Cultural intelligence. AI is trained on historical data. It can identify patterns in what has worked before. It cannot read the room in real time — the specific cultural moment, the unspoken tension in a category, the precise tone that will land with a particular audience in a particular context. That requires a human being who has spent time inside the culture.

Earned taste. The judgment to know when something is one second too long. When a music choice undermines the emotion you're building. When the script is technically correct but emotionally wrong. Taste is not a dataset. It is the accumulated result of thousands of decisions made by someone who cares deeply about the quality of the work.

Strategic empathy. Understanding what a client actually needs — as distinct from what they asked for — requires the kind of listening that happens in a room, in a conversation, in the space between what someone says and what they mean. No model can replicate the quality of attention that a genuinely curious human being brings to a client relationship.

These are not romantic arguments for human creativity. They are practical observations about where value is created in the creative process — and where it cannot be automated.

The Brands Getting This Right

The B2B brands navigating AI most effectively share a common approach: they are deliberate about where AI enters the process and where it does not.

They use AI to accelerate the parts of the process that don't require judgment — so that human energy can be concentrated on the parts that do.

They do not use AI to generate the final creative work and call it done. They use AI to generate the raw material that human judgment then shapes, refines, and elevates.

The result is not AI-generated content. It is human-directed content that was made faster, more thoroughly explored, and more rigorously tested — because AI handled the parts of the process that didn't need a human.

The Question Your Creative Partner Should Be Able to Answer

As AI becomes standard infrastructure in creative production, the differentiator is no longer who has access to the tools. Everyone has access to the tools.

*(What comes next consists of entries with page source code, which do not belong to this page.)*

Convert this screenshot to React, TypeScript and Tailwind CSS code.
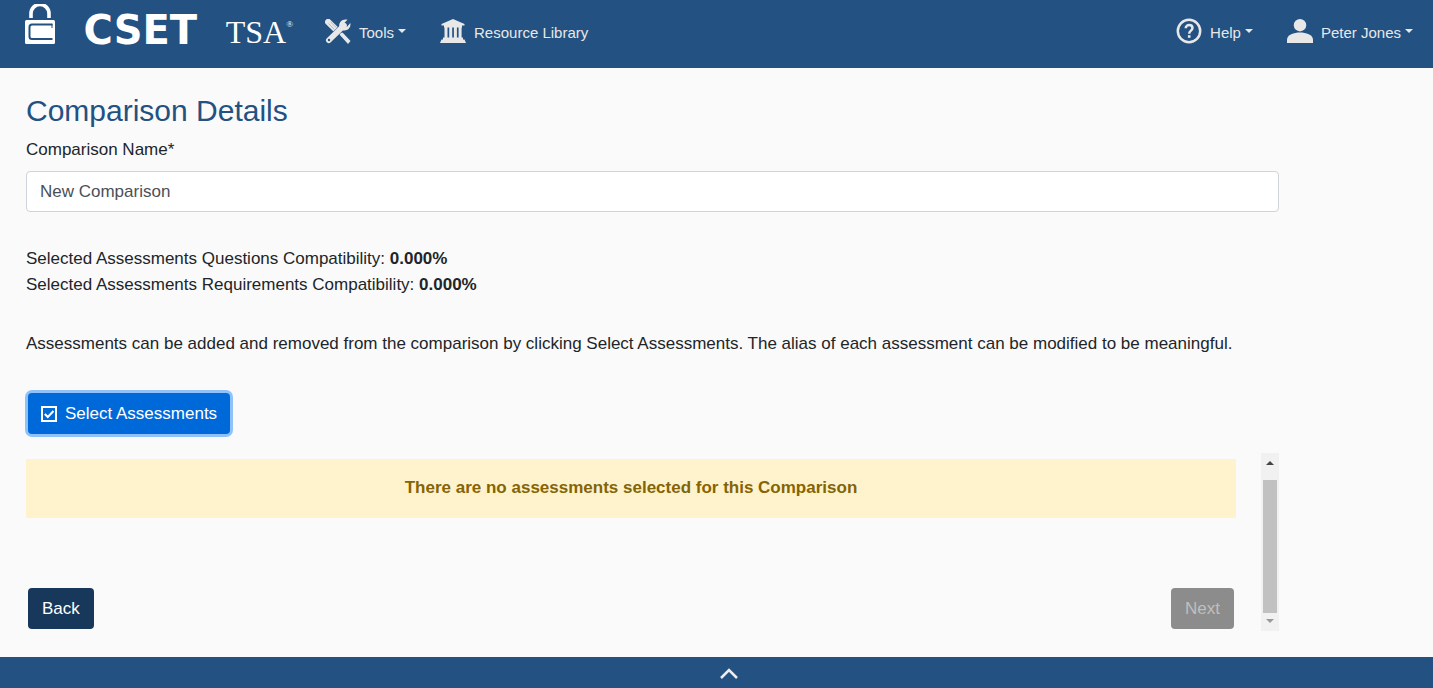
import React, { useState } from "react";

function Caret() {
  return (
    <svg viewBox="0 0 8 4" className="mb-1 ml-1 h-1 w-2" fill="currentColor" aria-hidden="true">
      <path d="M0 0h8L4 4z" />
    </svg>
  );
}

function LockMark() {
  return (
    <svg viewBox="0 0 30 40" className="h-10 w-[30px] shrink-0" aria-hidden="true">
      <path d="M6 14V9.500a9 9 0 0 1 18 0V14" fill="none" stroke="#fff" strokeWidth="3.600" />
      <rect x="0" y="16" width="30" height="24" rx="1.500" fill="#fff" />
      <path d="M27.500 20.500H7Q4.500 20.500 4.500 23V32.500Q4.500 35 7 35H27.500" fill="none" stroke="#225182" strokeWidth="2" />
      <path d="M27 20v4" fill="none" stroke="#225182" strokeWidth="1" />
    </svg>
  );
}

function ToolsIcon() {
  return (
    <svg viewBox="0 0 26 25" className="h-[25px] w-[26px]" aria-hidden="true">
      <path d="M3.200 3L12 11.500" stroke="#e8e8e8" strokeWidth="6.200" strokeLinecap="round" />
      <path d="M3.500 4.500l6 6M5.500 2.800l6 6" stroke="#225182" strokeWidth="0.300" />
      <path d="M11 10L22.500 21.500" stroke="#e8e8e8" strokeWidth="2.500" />
      <path d="M15 16l2.500-2.500 8 8.500-2.500 3z" fill="#e8e8e8" />
      <path d="M3.800 21.500L18 7.500" stroke="#225182" strokeWidth="6.600" />
      <path d="M3.800 21.300L19 6.500" stroke="#e8e8e8" strokeWidth="5.600" strokeLinecap="round" />
      <path d="M22.500.8L18.800 4.400l.5 2.800 2.800.5L25.300 4c1 4.500-2.800 8.300-7.500 7.200l-3.500-3.400C13.500 3.300 17.500-.8 22.500.8z" fill="#e8e8e8" />
      <circle cx="4" cy="21" r="1.200" fill="#225182" />
    </svg>
  );
}

function LibraryIcon() {
  return (
    <svg viewBox="0 0 26 24" className="h-6 w-[26px]" fill="#e8e8e8" aria-hidden="true">
      <path d="M13 0L24.500 5v1.500H22V8.500H4V6.500H1.500V5zM4.500 8.500h3V19h-3zM9.200 8.500h3V19h-3zM13.900 8.500h3V19h-3zM18.600 8.500h3V19h-3zM3 18.500h20v2h1.500L26 24H0l1.500-3.500H3z" />
    </svg>
  );
}

function HelpIcon() {
  return (
    <svg viewBox="0 0 26 26" className="h-[26px] w-[26px]" fill="none" stroke="#e8e8e8" aria-hidden="true">
      <circle cx="13" cy="13" r="11.200" strokeWidth="2.500" />
      <path d="M9.700 10.300c0-4.400 6.800-4.200 6.800-.2 0 2.500-3.300 2.700-3.300 5.600" strokeWidth="2.500" />
      <path d="M13.200 17.200v2.600" strokeWidth="2.600" />
    </svg>
  );
}

function UserIcon() {
  return (
    <svg viewBox="0 0 26 24" className="h-6 w-[26px]" fill="#e8e8e8" aria-hidden="true">
      <circle cx="13" cy="6.200" r="6.200" />
      <path d="M0 24v-3.500C0 16 7 13.500 13 13.500S26 16 26 20.500V24z" />
    </svg>
  );
}

function CheckIcon() {
  return (
    <svg viewBox="0 0 16 16" className="h-4 w-4" fill="none" stroke="#fff" strokeWidth="2" aria-hidden="true">
      <rect x="1" y="1" width="14" height="14" />
      <path d="M3.800 8l3 3L12.500 5" />
    </svg>
  );
}

function ScrollRail() {
  return (
    <div className="flex w-[18px] flex-col items-center bg-[#f1f1f1] py-2" aria-hidden="true">
      <svg viewBox="0 0 8 4" className="h-1 w-2" fill="#444">
        <path d="M0 4h8L4 0z" />
      </svg>
      <div className="mt-[15px] mb-1.5 w-[14px] flex-1 bg-[#c1c1c1]" />
      <svg viewBox="0 0 8 4" className="h-1 w-2" fill="#999">
        <path d="M0 0h8L4 4z" />
      </svg>
    </div>
  );
}

export default function App() {
  const [name, setName] = useState("New Comparison");
  return (
    <div className="flex min-h-screen flex-col bg-[#fafafa] font-['Liberation_Sans',Arial,sans-serif] text-[17px] leading-[26px] text-[#212529]">
      <header className="flex h-[68px] items-start bg-[#225182] pr-5 pl-[25px] text-[15px] text-[#e8e8e8]">
        <a href="#home" className="flex w-[268px] items-start justify-between pt-1 text-white">
          <LockMark />
          <span className="font-['DejaVu_Sans',sans-serif] text-[40px] leading-[53px] font-bold">CSET</span>
          <span className="flex font-['Liberation_Serif',serif] text-[32px] leading-[56px]">
            TSA<sup className="top-0 pt-3.5 text-[9px] leading-3">®</sup>
          </span>
        </a>
        <nav className="flex flex-1 items-center pt-4">
          <button type="button" className="ml-8 flex items-center gap-2">
            <ToolsIcon />
            <span className="flex items-center pt-1">Tools<Caret /></span>
          </button>
          <a href="#library" className="ml-[34px] flex items-center gap-2">
            <LibraryIcon />
            <span className="pt-1">Resource Library</span>
          </a>
          <button type="button" className="ml-auto flex items-center gap-2">
            <HelpIcon />
            <span className="flex items-center pt-1">Help<Caret /></span>
          </button>
          <button type="button" className="ml-[34px] flex items-center gap-2">
            <UserIcon />
            <span className="flex items-center pt-1">Peter Jones<Caret /></span>
          </button>
        </nav>
      </header>

      <main className="w-full max-w-[1279px] flex-1 pt-6 pb-[26px] pl-[26px]">
        <h1 className="text-[30px] leading-[38px] text-[#225182]">Comparison Details</h1>
        <label htmlFor="comparison-name" className="mt-[7px] block">Comparison Name*</label>
        <input
          id="comparison-name"
          value={name}
          onChange={(e) => setName(e.target.value)}
          className="mt-2 block h-[41px] w-full rounded-sm border border-[#ced4da] bg-white px-[13px] text-[#495057]"
        />
        <p className="mt-[34px]">Selected Assessments Questions Compatibility: <strong>0.000%</strong></p>
        <p>Selected Assessments Requirements Compatibility: <strong>0.000%</strong></p>
        <p className="mt-[33px]">
          Assessments can be added and removed from the comparison by clicking Select Assessments. The alias of each assessment can be modified to be meaningful.
        </p>
        <button type="button" className="mt-9 ml-0.5 flex h-[41px] items-center gap-2 rounded-sm bg-[#0069d9] px-[13px] text-white ring-3 ring-[#8fc2fa]">
          <CheckIcon />
          Select Assessments
        </button>
        <div className="mt-[19px] flex gap-[25px]">
          <div className="flex-1 pt-1.5 pb-0.5">
            <p className="bg-[#fff3cd] pt-4 pb-[17px] text-center font-bold text-[#856404]" role="status">
              There are no assessments selected for this Comparison
            </p>
            <div className="mt-[70px] flex justify-between px-0.5">
              <button type="button" className="h-[41px] rounded-sm bg-[#17375b] px-3.5 text-white">Back</button>
              <button type="button" disabled className="h-[41px] rounded-sm bg-[#8c8c8c] px-3.5 text-[#bfbfbf]">Next</button>
            </div>
          </div>
          <ScrollRail />
        </div>
      </main>

      <footer className="flex h-[31px] items-center justify-center bg-[#225182] pl-6">
        <button type="button" aria-label="Expand footer">
          <svg viewBox="0 0 18 12" className="h-3 w-[18px]" fill="none" stroke="#eee" strokeWidth="2.500" aria-hidden="true">
            <path d="M1 11L9 3l8 8" />
          </svg>
        </button>
      </footer>
    </div>
  );
}
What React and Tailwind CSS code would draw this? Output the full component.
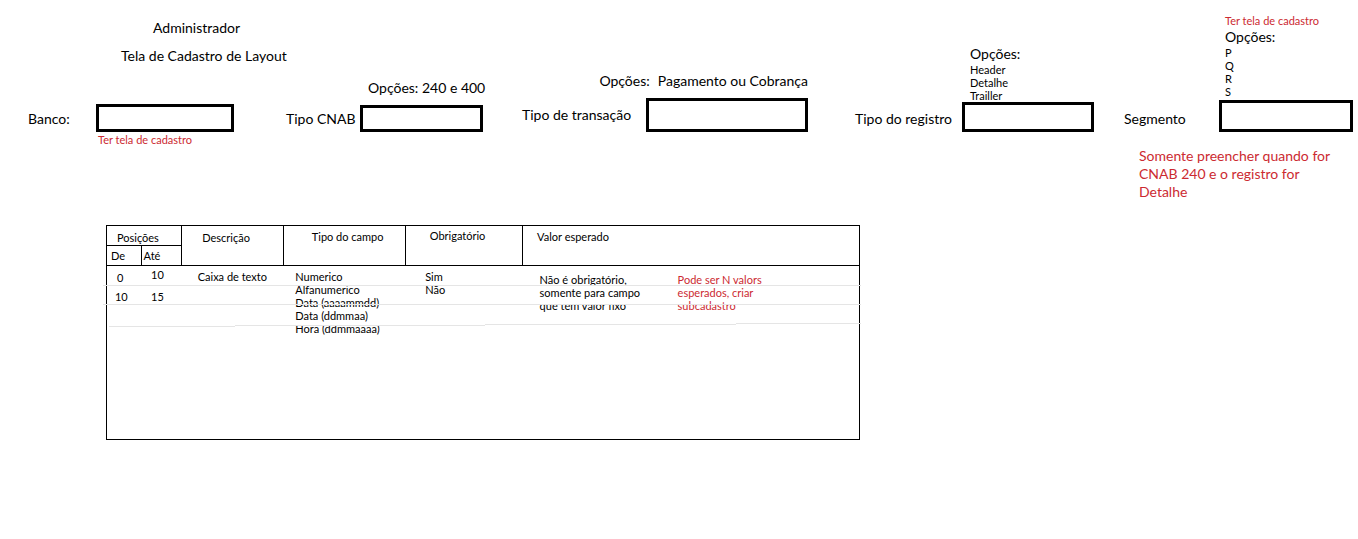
const labelText = "text-[14px] leading-[18px]";
const smallText = "text-[11px] leading-[13px]";
const redText = "text-[#cc2a31]";

function Field({ id, label, className, labelClass, inputClass, children }) {
  return (
    <div className={`row-start-1 flex items-end ${className}`}>
      <label htmlFor={id} className={`shrink-0 whitespace-nowrap ${labelText} ${labelClass}`}>
        {label}
      </label>
      <div className="flex min-w-0 flex-1 flex-col">
        {children}
        <input
          id={id}
          type="text"
          className={`w-full min-w-0 border-3 border-black bg-white px-1 outline-none ${labelText} ${inputClass}`}
        />
      </div>
    </div>
  );
}

function Options({ items }) {
  return (
    <>
      <p className={labelText}>Opções:</p>
      <ul className={smallText}>
        {items.map((item) => (
          <li key={item}>{item}</li>
        ))}
      </ul>
    </>
  );
}

function RowRules() {
  return (
    <div aria-hidden="true" className="pointer-events-none absolute top-[60px] -right-px -left-[3px]">
      <div className="h-px bg-[#e5e5e5]" />
      <div className="ml-[57%] mt-[15px] h-[3px] w-[15%] bg-white" />
      <div className="h-px bg-[#e5e5e5]" />
      <div className="ml-[25%] mt-[18px] h-[2px] w-[13%] bg-white" />
      <svg viewBox="0 0 757 4" preserveAspectRatio="none" className="-mt-[2px] block h-1 w-full" shapeRendering="crispEdges">
        <path
          d="M6 3h126v1H6zM132 2h250v1H132zM382 1h250v1H382zM632 0h125v1H632z"
          fill="#e5e5e5"
        />
      </svg>
    </div>
  );
}

export default function App() {
  return (
    <main className="min-h-screen bg-white pb-8 font-['Lato','Liberation_Sans',sans-serif] text-black">
      <form className="grid grid-cols-[minmax(0,234fr)_minmax(0,249fr)_minmax(0,325fr)_minmax(0,286fr)_minmax(0,259fr)_minmax(0,5fr)] pt-[14px]">
        <header className="col-span-2 col-start-1 row-start-1 self-start pt-[5px] pl-[121px]">
          <p className={`pl-8 ${labelText}`}>Administrador</p>
          <h1 className={`mt-[10px] ${labelText}`}>Tela de Cadastro de Layout</h1>
        </header>

        <Field id="banco" label="Banco:" className="col-start-1 pl-7" labelClass="w-[68px] pb-1" inputClass="h-[28px]" />

        <Field id="cnab" label="Tipo CNAB" className="col-start-2 pl-[52px]" labelClass="w-[74px] pb-1" inputClass="h-[27px]">
          <p className={`mb-2 pl-2 whitespace-nowrap ${labelText}`}>Opções: 240 e 400</p>
        </Field>

        <Field id="transacao" label="Tipo de transação" className="col-start-3 pl-[39px]" labelClass="w-[124px] pb-2" inputClass="h-[34px]">
          <p className={`mb-2 flex justify-end gap-2 whitespace-nowrap ${labelText}`}>
            <span>Opções:</span>
            <span>Pagamento ou Cobrança</span>
          </p>
        </Field>

        <Field id="registro" label="Tipo do registro" className="col-start-4 pl-[47px]" labelClass="w-[107px] pb-1" inputClass="h-[30px]">
          <div className="pl-2">
            <Options items={["Header", "Detalhe", "Trailler"]} />
          </div>
        </Field>

        <Field id="segmento" label="Segmento" className="col-start-5 pl-[30px]" labelClass="w-[95px] pb-1" inputClass="h-[32px]">
          <div className="mb-[2px] pl-[6px]">
            <p className={`mb-px ${smallText} ${redText}`}>Ter tela de cadastro</p>
            <Options items={["P", "Q", "R", "S"]} />
          </div>
        </Field>

        <p className={`col-start-1 row-start-2 mt-px pl-[98px] ${smallText} ${redText}`}>Ter tela de cadastro</p>
        <p className={`col-start-5 row-start-2 mt-[15px] pr-4 pl-[45px] ${labelText} ${redText}`}>
          Somente preencher quando for CNAB 240 e o registro for Detalhe
        </p>
      </form>

      <section className="relative mt-6 ml-[7.8%] w-[55.5%]">
        <table className={`w-full table-fixed border-collapse border border-black text-left ${smallText}`}>
          <colgroup>
            <col className="w-[4.6%]" />
            <col className="w-[5.4%]" />
            <col className="w-[13.5%]" />
            <col className="w-[16.2%]" />
            <col className="w-[15.6%]" />
            <col className="w-[44.7%]" />
          </colgroup>
          <thead className="align-top">
            <tr className="h-5">
              <th colSpan={2} className="border border-black pt-[5px] pl-[10px] font-normal">Posições</th>
              <th rowSpan={2} className="border border-black pt-[5px] pl-5 font-normal">Descrição</th>
              <th rowSpan={2} className="border border-black pt-1 pl-7 font-normal">Tipo do campo</th>
              <th rowSpan={2} className="border border-black pt-[3px] pl-6 font-normal">Obrigatório</th>
              <th rowSpan={2} className="border border-black pt-1 pl-[14px] font-normal">Valor esperado</th>
            </tr>
            <tr className="h-5">
              <th className="border border-black pt-[3px] pl-1 font-normal">De</th>
              <th className="border border-black pt-[3px] pl-[2px] font-normal">Até</th>
            </tr>
          </thead>
          <tbody className="align-top">
            <tr className="h-5">
              <td className="pt-[5px] pl-[10px]">0</td>
              <td className="pt-[2px] pl-[10px]">10</td>
              <td className="pt-1 pl-4">Caixa de texto</td>
              <td rowSpan={2} className="pt-1 pl-3">
                <ul>
                  <li>Numerico</li>
                  <li>Alfanumerico</li>
                  <li>Data (aaaammdd)</li>
                  <li>Data (ddmmaa)</li>
                  <li>Hora (ddmmaaaa)</li>
                </ul>
              </td>
              <td rowSpan={2} className="pt-1 pl-5">
                <ul>
                  <li>Sim</li>
                  <li>Não</li>
                </ul>
              </td>
              <td rowSpan={2} className="pt-[7px] pl-[17px]">
                <div className="flex gap-7">
                  <p className="w-[110px]">Não é obrigatório, somente para campo que tem valor fixo</p>
                  <p className={`w-[90px] ${redText}`}>Pode ser N valors esperados, criar subcadastro</p>
                </div>
              </td>
            </tr>
            <tr className="h-[154px]">
              <td className="pt-1 pl-2">10</td>
              <td className="pt-1 pl-[10px]">15</td>
              <td />
            </tr>
          </tbody>
        </table>
        <RowRules />
      </section>
    </main>
  );
}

The differentiator is the quality of judgment applied before, during, and after the tools are used.

When evaluating a creative partner in an AI-enabled environment, the question is not:

"Do you use AI?"

The question is:

"Where does your human judgment show up in the process — and how does it make the work better?"

If they can answer that with specificity and conviction, you are working with a studio that understands what AI changes and what it doesn't.

If they can't — you are paying for the tools, not the thinking.

And the thinking is the only part that was ever worth paying for.